AAPT deploys Gmail for corporate email

 

Phase two of Google Apps migration.

AAPT has migrated its 1200 users from Outlook to Google's Gmail.

The telco's chief operations officer David Yuile (pictured) told iTnews the switch was completed yesterday following a two-month trial involving 250 users.

"We migrated all the mail [to Gmail] over the weekend," Yuile said.

Users' mailbox capacities increased from 200 MB to 25 GB, resulting in many uploading years of email archives to Gmail overnight.

And they now have access to the Google Talk instant-messaging application and had already started "point-to-point video chats" and collaborating using the new tools, Yuile said.

Yuile said AAPT had bought more features from Google that enabled 10 years of archives for emails and threads: trails of conversations.

"As a corporate, we felt that was appropriate," he said.

Yuile said that AAPT would switch off its part of a Microsoft Exchange outsourced contract provided to the Telecom NZ group by EDS (now HP Enterprise Services).

"We're shutting down our mailboxes and moving them off [that service]."

The trial informed AAPT of the questions users would ask and how they reacted to the migration.

Although there were "one or two things people miss [in Outlook]... I think within a week they'll have forgotten" as they got used to Gmail and started using the new capabilities of the system, he said.

The move to Gmail is phase two of AAPT's migration to Google's cloud, or hosted, services.

It deployed Google Video and Google Sites late last year.

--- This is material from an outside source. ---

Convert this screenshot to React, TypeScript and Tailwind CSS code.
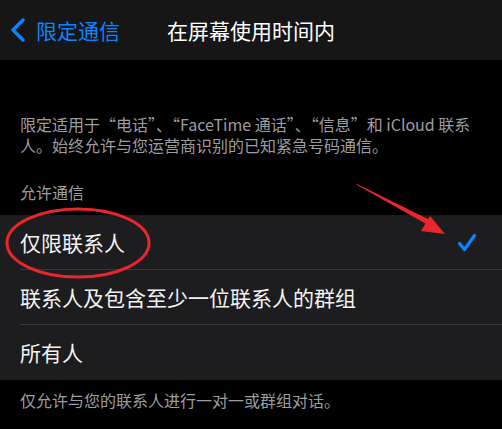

"I'm really pleased we did this," Yuile said of the Gmail migration.

"I'm excited about what people will do with this now."

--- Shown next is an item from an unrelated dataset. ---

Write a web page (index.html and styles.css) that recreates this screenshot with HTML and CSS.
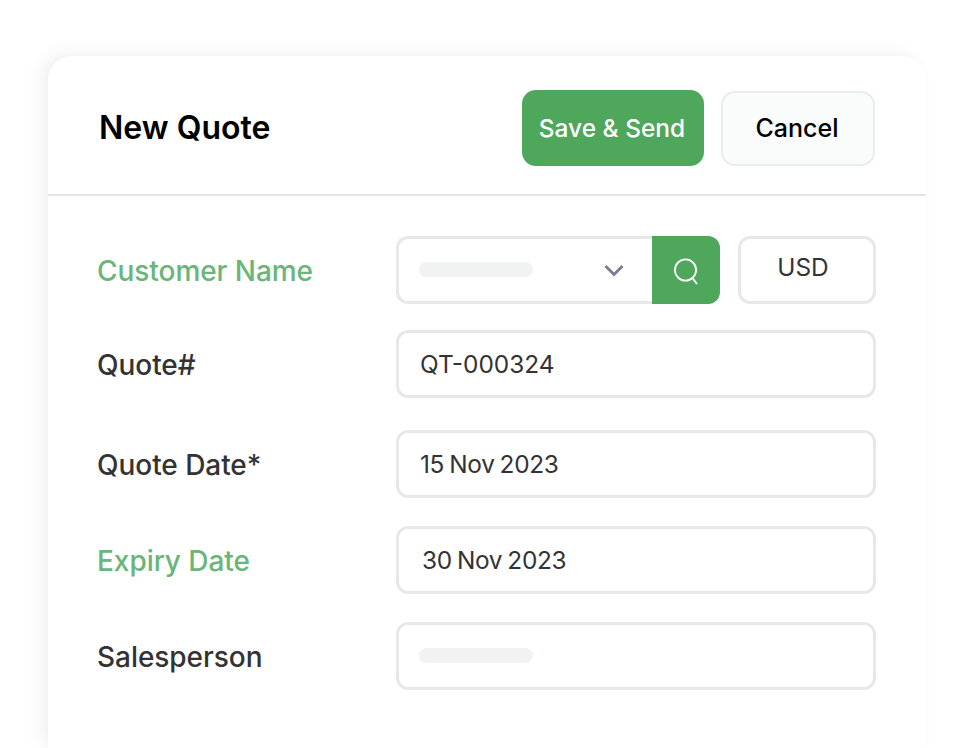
FILE: index.html
```html
<!DOCTYPE html>
<html lang="en">
<head>
    <meta charset="UTF-8">
    <meta name="viewport" content="width=device-width, initial-scale=1.0">
    <title>New Quote</title>
    <link rel="stylesheet" href="styles.css">
</head>
<body>
    <div class="card">
        <div class="header">
            <h1 class="title">New Quote</h1>
            <button class="btn save">Save &amp; Send</button>
            <button class="btn cancel">Cancel</button>
        </div>
        <div class="form">
            <div class="row row-customer">
                <div class="label accent">Customer Name</div>
                <div class="customer-group">
                    <div class="field select">
                        <span class="placeholder"></span>
                        <svg class="chevron" width="20" height="13" viewBox="0 0 20 13">
                            <path d="M1.5 2 L10 10.5 L18.5 2" fill="none" stroke="#807b90" stroke-width="3"/>
                        </svg>
                    </div>
                    <div class="search">
                        <svg width="26" height="30" viewBox="0 0 26 30">
                            <circle cx="12.5" cy="15" r="10.6" fill="none" stroke="#fff" stroke-width="1.8"/>
                            <path d="M19.5 23 L24 29" fill="none" stroke="#fff" stroke-width="1.8"/>
                        </svg>
                    </div>
                </div>
                <div class="field currency">USD</div>
            </div>
            <div class="row row-number">
                <div class="label">Quote#</div>
                <div class="field">QT-000324</div>
            </div>
            <div class="row row-date">
                <div class="label">Quote Date*</div>
                <div class="field field-date">15 Nov 2023</div>
            </div>
            <div class="row row-expiry">
                <div class="label accent">Expiry Date</div>
                <div class="field field-date field-expiry">30 Nov 2023</div>
            </div>
            <div class="row row-sales">
                <div class="label">Salesperson</div>
                <div class="field"><span class="placeholder"></span></div>
            </div>
        </div>
    </div>
</body>
</html>
```

FILE: styles.css
```css
html, body {
    height: 100%;
}
body {
    margin: 0;
    overflow: hidden;
    background-color: #fff;
    font-family: Inter, 'Noto Sans', sans-serif;
    color: #333;
}
.card {
    margin: 56px 48px 0 48px;
    height: 692px;
    background-color: #fff;
    border-radius: 24px 24px 0 0;
    box-shadow: -8px -4px 16px rgba(0, 0, 0, 0.05), 0 0 6px rgba(0, 0, 0, 0.02);
}
.header {
    display: flex;
    align-items: center;
    padding: 6px 51px 0 51px;
    border-bottom: 2px solid #e4e5e5;
    box-sizing: border-box;
    height: 140px;
}
.title {
    flex: 1;
    margin: 0 0 2px 0;
    font-size: 32px;
    font-weight: 600;
    color: #000;
}
.btn {
    height: 76px;
    border-radius: 14px;
    font-family: inherit;
    font-weight: 500;
    box-sizing: border-box;
}
.btn.save {
    width: 182px;
    padding: 0 2px 1px 0;
    background-color: #4fa75c;
    border: 0;
    font-size: 24.5px;
    color: #fff;
}
.btn.cancel {
    width: 154px;
    height: 75px;
    margin-left: 17px;
    padding: 0 2px 0 0;
    background-color: #fafbfb;
    border: 2px solid #e8eded;
    font-size: 25px;
    color: #000;
}
.form {
    padding: 40px 50px 0 49px;
}
.row {
    display: flex;
    align-items: center;
    height: 68px;
}
.row-number {
    margin-top: 26px;
}
.row-date {
    margin-top: 32px;
}
.row-expiry, .row-sales {
    margin-top: 28px;
}
.label {
    width: 299px;
    padding-top: 1px;
    font-size: 28px;
    font-weight: 500;
    letter-spacing: -0.05px;
    color: #333;
}
.label.accent {
    color: #6ab577;
}
.field {
    display: flex;
    align-items: center;
    flex: 1;
    height: 68px;
    padding: 0 21px;
    background-color: #fff;
    border: 3px solid #e8e8e8;
    border-radius: 12px;
    box-sizing: border-box;
    font-size: 24.4px;
    color: #333;
}
.field-date {
    word-spacing: -1.5px;
    letter-spacing: -0.3px;
}
.field-expiry {
    padding-left: 23px;
}
.placeholder {
    display: block;
    width: 114px;
    height: 15px;
    margin: 0 0 1px -1px;
    background-color: #f1f2f4;
    border-radius: 8px;
}
.customer-group {
    display: flex;
    width: 324px;
}
.field.select {
    justify-content: space-between;
    border-right: 0;
    border-radius: 12px 0 0 12px;
    padding-right: 28px;
}
.search {
    display: flex;
    align-items: center;
    justify-content: center;
    flex: none;
    width: 68px;
    height: 68px;
    background-color: #4fa75c;
    border-radius: 0 12px 12px 0;
}
.field.currency {
    flex: none;
    justify-content: center;
    width: 138px;
    margin-left: 18px;
    padding: 0 8px 6px 0;
}
```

AAPT deploys Gmail for corporate email
"Ace makes a valid point in relation to recent blunders major corporations had made and credit to all the posters above for sensible on topic posts. My question is: Wouldn't these 1200 corporate ..."
By realitybites
 
 
 
Comments: 7
hashkent
Jul 13, 2010 4:00 PM
While yes this will save AAPT money, I wonder if this is really a good thing for the telco overall. Can you really trust Google with your CEO's mail?

Sounds to me like their Exchange solution was under speced if users only got 200Mb mail boxes too...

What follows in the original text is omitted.